Cucul-Bol claimed to be unemployed, illiterate, and without resources. Yet he drove a late-model SUV registered under a false name, insured through a questionable third-party arrangement, and managed ongoing living expenses. How was this possible? Were taxpayer funds indirectly involved? Was fraud or criminal activity present? Illinois’ policies did not ask—and did not care to know.

By refusing to cooperate with federal authorities, Illinois removed every guardrail that might have prevented tragedy. No background checks. No identity confirmation. No monitoring. No intervention—until it was too late.

Katie paid with her life.

And while my family grieves, Illinois leaders refuse to pause, audit, or reassess these policies. There is no serious effort to introduce basic safeguards such as identity verification, health screening, language services, or lawful employment pathways—measures that would protect both residents and newcomers.

Instead, officials hide behind slogans and accuse critics of lacking compassion. But policy must be judged by outcomes, not intentions. When a system repeatedly produces preventable death, injury, fraud, and disorder, it is broken.

The tragedy in California should serve as a national warning. My daughter’s death should serve as Illinois’ reckoning.

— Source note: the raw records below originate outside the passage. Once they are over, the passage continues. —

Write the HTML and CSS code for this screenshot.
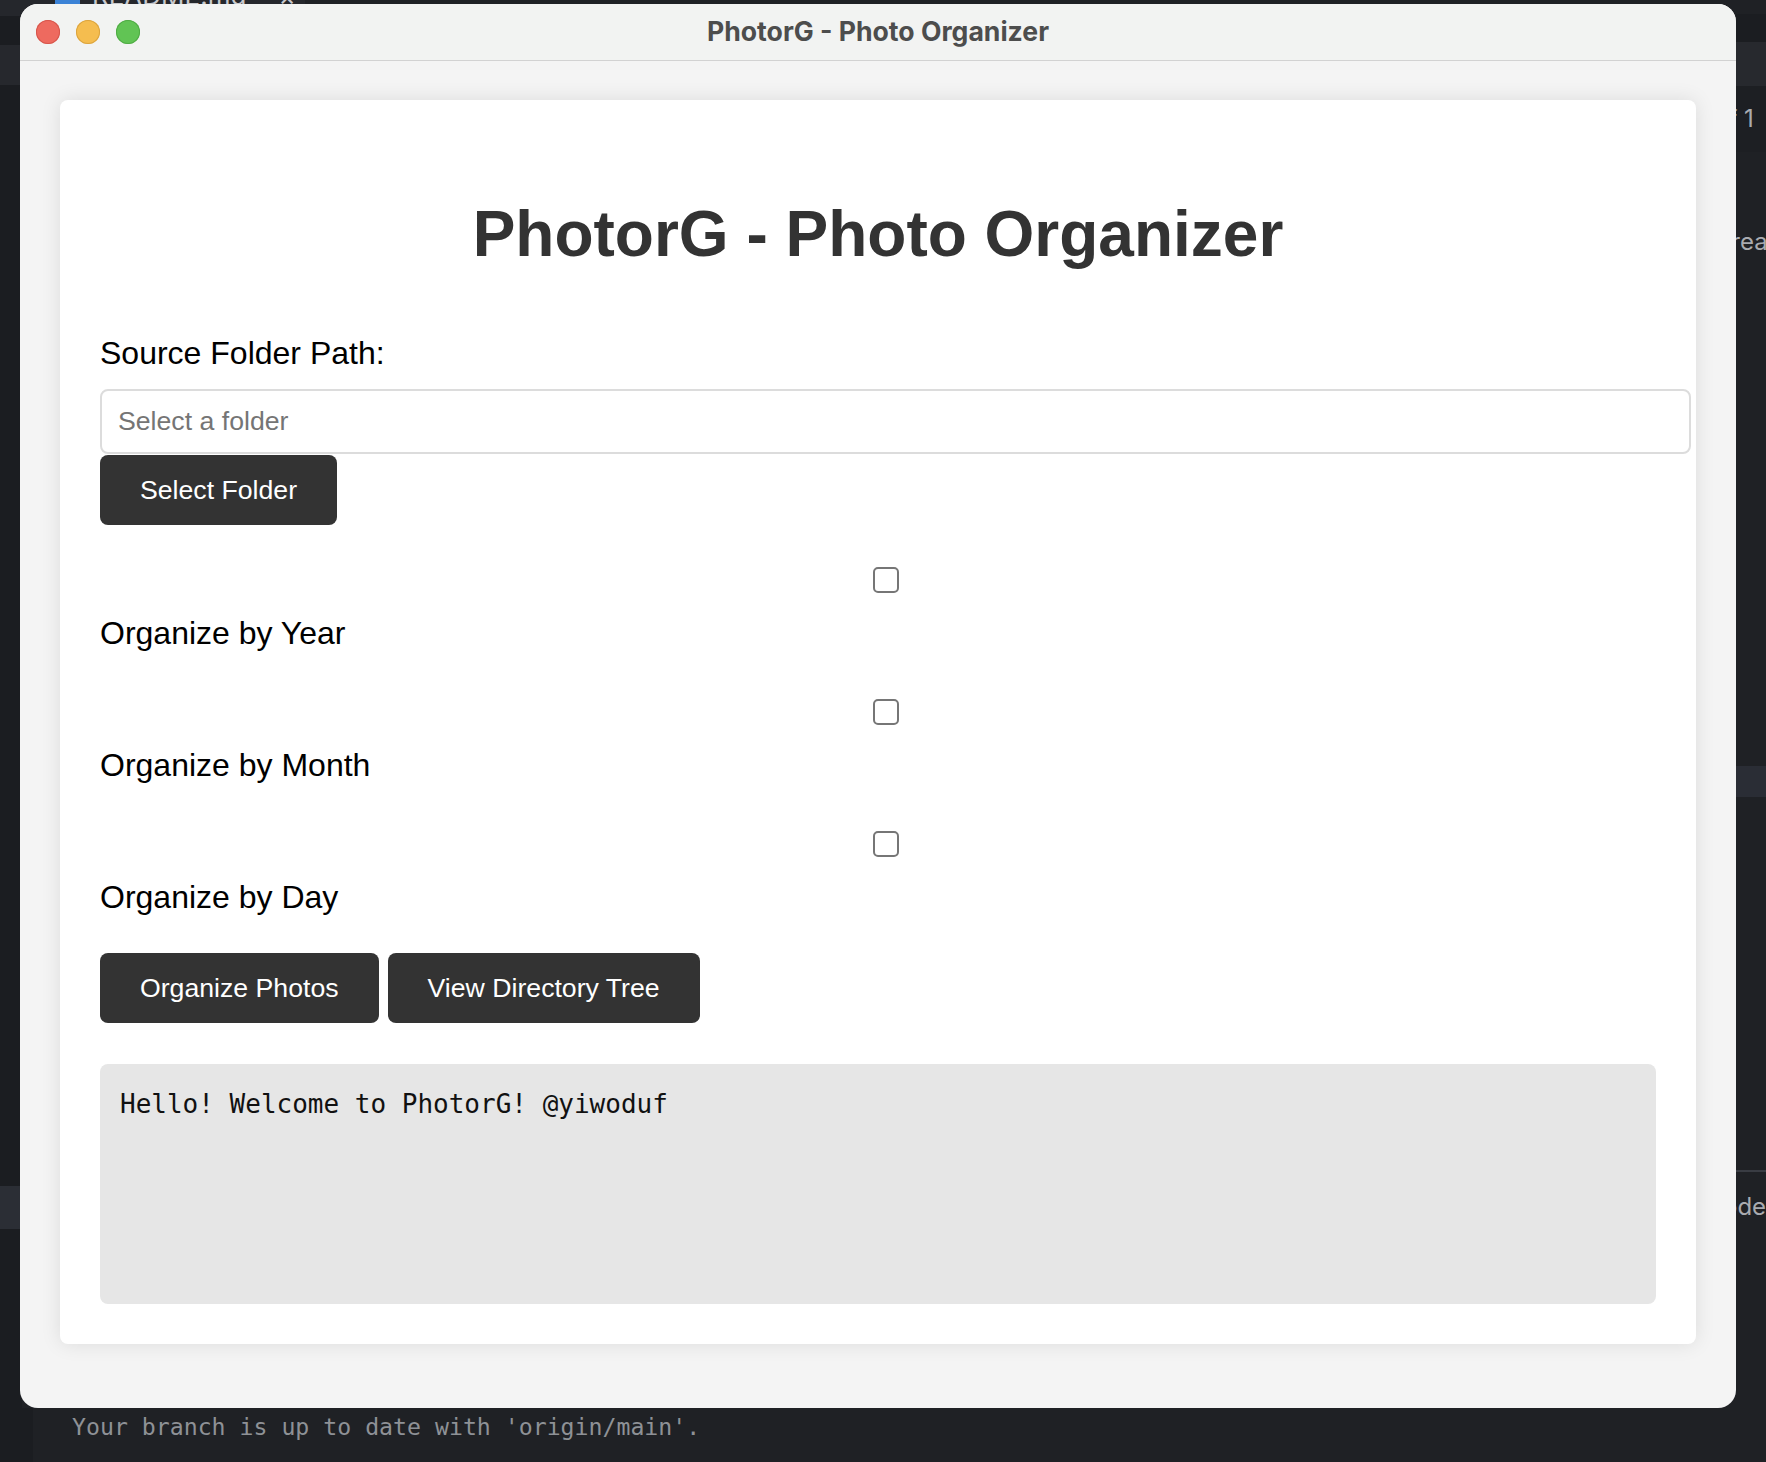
FILE: index.html
```html
<!DOCTYPE html>
<html lang="en">
<head>
<meta charset="utf-8">
<title>PhotorG - Photo Organizer</title>
<link rel="stylesheet" href="styles.css">
</head>
<body>
<div class="desktop">
  <div class="bg-left"></div>
  <div class="bg-left-band1"></div>
  <div class="bg-left-band2"></div>
  <div class="bg-tabstrip">
    <span class="tab-icon"></span>
    <span class="tab-name">README.md</span>
    <span class="tab-close">×</span>
  </div>
  <div class="bg-right-a"></div>
  <div class="bg-right-b"></div>
  <div class="bg-right-c"><span class="bg-text bg-of">of 1</span></div>
  <div class="bg-right-band"></div>
  <div class="bg-right-line"></div>
  <span class="bg-text bg-ready">already</span>
  <span class="bg-text bg-mode">mode</span>
  <div class="bg-bottom-left"></div>
  <div class="terminal-line">Your branch is up to date with 'origin/main'.</div>

  <div class="window">
    <div class="titlebar">
      <div class="lights">
        <span class="light red"></span>
        <span class="light yellow"></span>
        <span class="light green"></span>
      </div>
      <div class="wintitle">PhotorG - Photo Organizer</div>
      <div class="titlebar-spacer"></div>
    </div>
    <div class="winbody">
      <div class="card">
        <h1 class="title">PhotorG - Photo Organizer</h1>
        <label class="field-label" for="src">Source Folder Path:</label>
        <input id="src" class="path-input" type="text" placeholder="Select a folder">
        <div class="select-row"><button class="btn">Select Folder</button></div>

        <div class="option">
          <div class="check-row"><input type="checkbox" class="check" id="y"></div>
          <label class="option-label" for="y">Organize by Year</label>
        </div>
        <div class="option">
          <div class="check-row"><input type="checkbox" class="check" id="m"></div>
          <label class="option-label" for="m">Organize by Month</label>
        </div>
        <div class="option option-last">
          <div class="check-row"><input type="checkbox" class="check" id="d"></div>
          <label class="option-label" for="d">Organize by Day</label>
        </div>

        <div class="actions">
          <button class="btn">Organize Photos</button>
          <button class="btn">View Directory Tree</button>
        </div>

        <div class="output">Hello! Welcome to PhotorG! @yiwoduf</div>
      </div>
    </div>
  </div>
</div>
</body>
</html>
```

FILE: styles.css
```css
* { box-sizing: border-box; }

html, body {
  margin: 0;
  padding: 0;
}

body {
  width: 1766px;
  height: 1462px;
  overflow: hidden;
  background: #1e2024;
  font-family: "Liberation Sans", Arial, sans-serif;
}

.desktop {
  position: relative;
  width: 1766px;
  height: 1462px;
  padding: 4px 0 0 20px;
  background: #1f2125;
  overflow: hidden;
}

/* ---------- backdrop (editor behind the window) ---------- */
.bg-left {
  position: absolute;
  left: 0; top: 0;
  width: 22px; height: 1462px;
  background: #1b1d21;
}
.bg-left-band1 {
  position: absolute;
  left: 0; top: 45px;
  width: 22px; height: 40px;
  background: #26282d;
}
.bg-left-band2 {
  position: absolute;
  left: 0; top: 1186px;
  width: 22px; height: 43px;
  background: #2b2e35;
}
.bg-tabstrip {
  position: absolute;
  left: 0; top: 0;
  width: 305px; height: 16px;
  background: #25272c;
  display: flex;
  align-items: center;
  gap: 12px;
  padding-left: 55px;
}
.tab-icon {
  width: 25px; height: 25px;
  border-radius: 6px;
  background: #3b82d6;
  margin-top: -22px;
}
.tab-name, .tab-close {
  font-family: Inter, sans-serif;
  font-size: 26px;
  color: #c8c9cc;
  margin-top: -26px;
}
.tab-close { margin-left: 20px; }

.bg-right-a {
  position: absolute;
  left: 1736px; top: 14px;
  width: 30px; height: 28px;
  background: #1b1d21;
}
.bg-right-b {
  position: absolute;
  left: 1736px; top: 42px;
  width: 30px; height: 44px;
  background: #27292e;
}
.bg-right-c {
  position: absolute;
  left: 1700px; top: 86px;
  width: 66px; height: 66px;
  background: #1d1f23;
}
.bg-text {
  position: absolute;
  font-family: Inter, "Open Sans", sans-serif;
  font-size: 24px;
  color: #a9abb0;
  white-space: nowrap;
}
.bg-of { left: 14px; top: 18px; }
.bg-ready { left: 1712px; top: 227px; }
.bg-mode { left: 1702px; top: 1192px; }
.bg-right-band {
  position: absolute;
  left: 1736px; top: 766px;
  width: 30px; height: 31px;
  background: #2a2d35;
}
.bg-right-line {
  position: absolute;
  left: 1736px; top: 1170px;
  width: 30px; height: 2px;
  background: #393c43;
}
.bg-bottom-left {
  position: absolute;
  left: 0; top: 1408px;
  width: 33px; height: 54px;
  background: #1b1d21;
}
.terminal-line {
  position: absolute;
  left: 72px; top: 1413px;
  font-family: "DejaVu Sans Mono", "Liberation Mono", monospace;
  font-size: 23.2px;
  color: #8e9196;
  white-space: pre;
}

/* ---------- window ---------- */
.window {
  position: relative;
  z-index: 2;
  width: 1716px;
  height: 1404px;
  border-radius: 18px;
  background: #f4f4f4;
  overflow: hidden;
  display: flex;
  flex-direction: column;
}

.titlebar {
  flex: none;
  height: 57px;
  display: grid;
  grid-template-columns: 1fr auto 1fr;
  align-items: center;
  padding: 0 16px;
  background: #f2f3f2;
  border-bottom: 1px solid #d2d2d2;
}

.lights {
  display: flex;
  gap: 16px;
}
.light {
  width: 24px;
  height: 24px;
  border-radius: 50%;
}
.red { background: #ee6a5f; box-shadow: inset 0 0 0 1px #d6564c; }
.yellow { background: #f5bd4f; box-shadow: inset 0 0 0 1px #dba43f; }
.green { background: #61c454; box-shadow: inset 0 0 0 1px #50ab45; }

.wintitle {
  font-family: Inter, "Liberation Sans", sans-serif;
  font-weight: 700;
  font-size: 26.6px;
  color: #4d4d4d;
  padding-bottom: 3px;
}

.winbody {
  flex: 1;
  padding: 39px 40px 0;
}

/* ---------- card ---------- */
.card {
  background: #fff;
  border-radius: 8px;
  box-shadow: 0 0 20px rgba(0, 0, 0, 0.1);
  padding: 40px;
}

.title {
  margin: 57px 0 64px;
  font-size: 64px;
  line-height: 74px;
  font-weight: 700;
  color: #333;
  text-align: center;
}

.field-label {
  display: block;
  font-size: 32px;
  line-height: 37px;
  color: #000;
  margin-bottom: 17px;
}

.path-input {
  display: block;
  width: calc(100% + 35px);
  height: 65px;
  margin: 0 0 1px;
  padding: 0 16px;
  border: 2px solid #dcdcdc;
  border-radius: 8px;
  background: #fff;
  font-family: "Liberation Sans", Arial, sans-serif;
  font-size: 26.67px;
  color: #000;
  outline: none;
}
.path-input::placeholder { color: #757575; }

.btn {
  height: 70px;
  padding: 0 40px;
  border: 0;
  border-radius: 8px;
  background: #333;
  color: #fff;
  font-family: "Liberation Sans", Arial, sans-serif;
  font-size: 26.67px;
}

.select-row {
  display: flex;
  margin-bottom: 42px;
}

.option { margin-bottom: 47px; }
.option-last { margin-bottom: 37px; }

.check-row {
  display: flex;
  justify-content: center;
  padding-left: 16px;
  height: 26px;
}
.check {
  -webkit-appearance: none;
  appearance: none;
  margin: 0;
  width: 26px;
  height: 26px;
  border: 2px solid #767676;
  border-radius: 5px;
  background: #fff;
}

.option-label {
  display: block;
  margin-top: 22px;
  font-size: 32px;
  line-height: 37px;
  color: #000;
}

.actions {
  display: flex;
  gap: 9px;
  margin-bottom: 41px;
}

.output {
  height: 240px;
  padding: 25px 20px 20px;
  border-radius: 8px;
  background: #e6e6e6;
  font-family: "DejaVu Sans Mono", "Liberation Mono", monospace;
  font-size: 26px;
  color: #111;
  white-space: pre-wrap;
}
```
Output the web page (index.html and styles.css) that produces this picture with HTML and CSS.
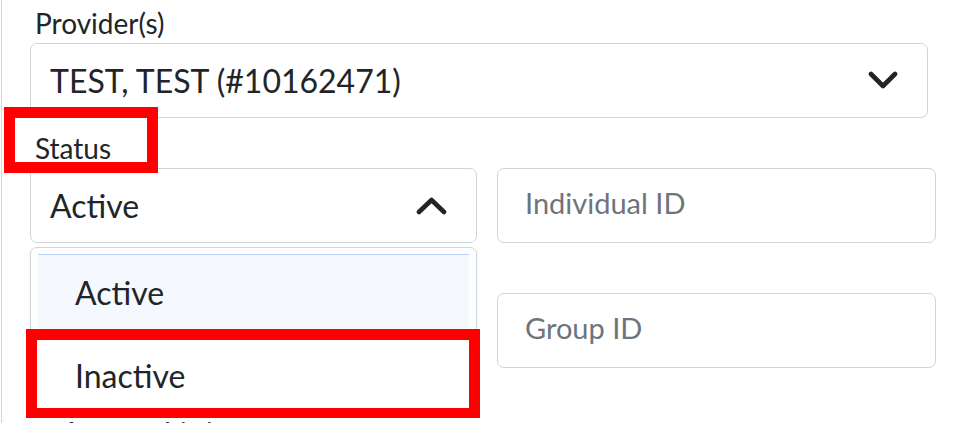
FILE: index.html
```html
<!DOCTYPE html>
<html lang="en">
<head>
<meta charset="utf-8">
<title>Insurance form</title>
<link rel="stylesheet" href="styles.css">
</head>
<body>
<div class="page">
  <div class="form">
    <div class="field span provider">
      <div class="lbl">Provider(s)</div>
      <div class="select wide">
        <span class="value">TEST, TEST (#10162471)</span>
        <svg class="chev" width="30" height="19" viewBox="0 0 30 19"><path d="M3 3 L15 15 L27 3" fill="none" stroke="#212529" stroke-width="4.6" stroke-linecap="round" stroke-linejoin="round"/></svg>
      </div>
    </div>

    <div class="field status">
      <div class="lbl">Status</div>
      <div class="select">
        <span class="value">Active</span>
        <svg class="chev" width="31" height="18" viewBox="0 0 31 18"><path d="M3 15 L15.5 3 L28 15" fill="none" stroke="#212529" stroke-width="4.6" stroke-linecap="round" stroke-linejoin="round"/></svg>
      </div>
      <ul class="menu">
        <li class="opt hl">Active</li>
        <li class="opt">Inactive</li>
      </ul>
    </div>

    <div class="field">
      <div class="lbl"></div>
      <div class="input"><span class="ph">Individual ID</span></div>
    </div>

    <div class="field">
      <div class="lbl"></div>
      <div class="select"></div>
    </div>

    <div class="field">
      <div class="lbl"></div>
      <div class="input"><span class="ph">Group ID</span></div>
    </div>

    <div class="check span">
      <span class="box"></span>
      <span class="check-text">Accept this insurance</span>
    </div>
  </div>

  <div class="mark mark-status"></div>
  <div class="mark mark-inactive"></div>
</div>
</body>
</html>
```

FILE: styles.css
```css
html, body {
  margin: 0;
  padding: 0;
  background: #ffffff;
  overflow: hidden;
}

body {
  font-family: Lato, "Noto Sans", sans-serif;
  color: #212529;
}

.page {
  position: relative;
  height: 423px;
  margin-left: 1px;
  border-left: 1px solid #d6d6d6;
  overflow: hidden;
}

.form {
  display: grid;
  grid-template-columns: 447px 439px;
  column-gap: 20px;
  padding-left: 28px;
  margin-top: -7px;
}

.span {
  grid-column: 1 / 3;
}

.field {
  display: flex;
  flex-direction: column;
}

.status {
  position: relative;
  z-index: 2;
}

.lbl {
  font-size: 28px;
  line-height: 34px;
  height: 34px;
  margin-top: 13px;
  margin-bottom: 3px;
  padding-left: 5px;
}

.select,
.input {
  box-sizing: border-box;
  height: 75px;
  border: 1px solid #ced4da;
  border-radius: 7px;
  background: #fff;
  display: flex;
  align-items: center;
}

.select {
  justify-content: space-between;
  padding: 0 29px 0 19px;
  font-size: 32px;
}

.select.wide {
  width: 898px;
}

.select .value {
  line-height: 38px;
}

.input {
  padding: 0 0 7px 27px;
  font-size: 29px;
}

.ph {
  color: #6c757d;
}

.menu {
  position: absolute;
  left: 0;
  right: 0;
  top: calc(100% + 4px);
  margin: 0;
  list-style: none;
  box-sizing: border-box;
  height: 168px;
  padding: 6px 7px 6px 7px;
  background: #fff;
  border: 1px solid #d3d6da;
  border-radius: 7px;
  box-shadow: 0 1px 3px rgba(0, 0, 0, 0.08);
}

.opt {
  font-size: 32px;
  line-height: 77px;
  padding-left: 37px;
}

.opt.hl {
  background: #f5f8fd;
  border-top: 1px solid #b6d4f2;
  height: 82px;
  line-height: 76px;
}

.check {
  display: flex;
  align-items: center;
  gap: 12px;
  margin-top: 47px;
  padding-left: 2px;
  font-size: 28px;
  line-height: 34px;
}

.check .box {
  width: 16px;
  height: 16px;
  border: 1px solid #6c757d;
  border-radius: 3px;
}

.mark {
  position: absolute;
  box-sizing: border-box;
  border: 11px solid #ff0000;
  z-index: 5;
}

.mark-status {
  left: 2px;
  top: 107px;
  width: 154px;
  height: 66px;
}

.mark-inactive {
  left: 24px;
  top: 329px;
  width: 454px;
  height: 89px;
  border-bottom-width: 10px;
}
```
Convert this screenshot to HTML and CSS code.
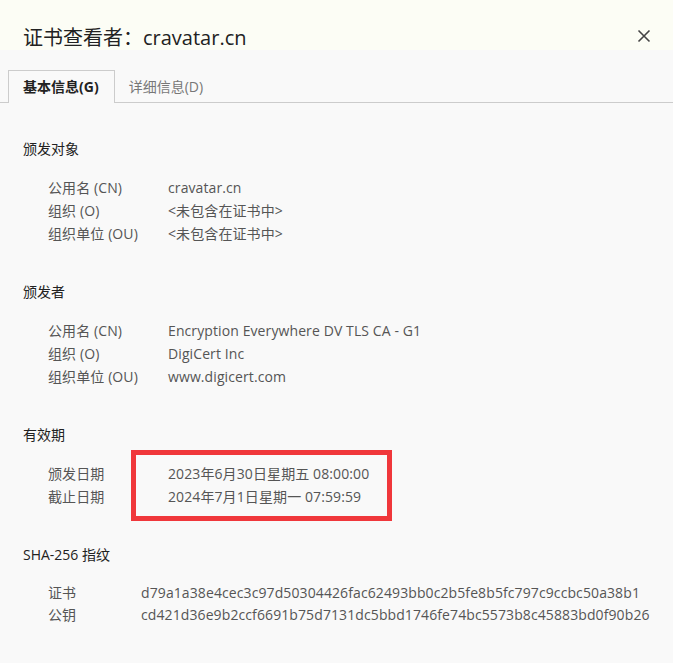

Cucul-Bol now faces decades in prison. But incarceration after the fact is not policy—it is damage control. A just society does not accept innocent lives as collateral damage for ideological purity.

Sacrificing people like Katie while simultaneously neglecting people like Cucul-Bol is not moral leadership. It is failure.

Illinois can—and must—do better. We need policies that are both lawful and humane. Policies that enforce the law while offering real structure, oversight, and pathways to stability. Policies that protect communities without dehumanizing anyone.

If Illinois’ leaders are unwilling to confront the consequences of their decisions, they should step aside. And if they refuse, citizens must demand better leadership at the ballot box.

We deserve safety. We deserve accountability. And we deserve leadership that values human life over political rhetoric.

Illinois failed us all. It must do better.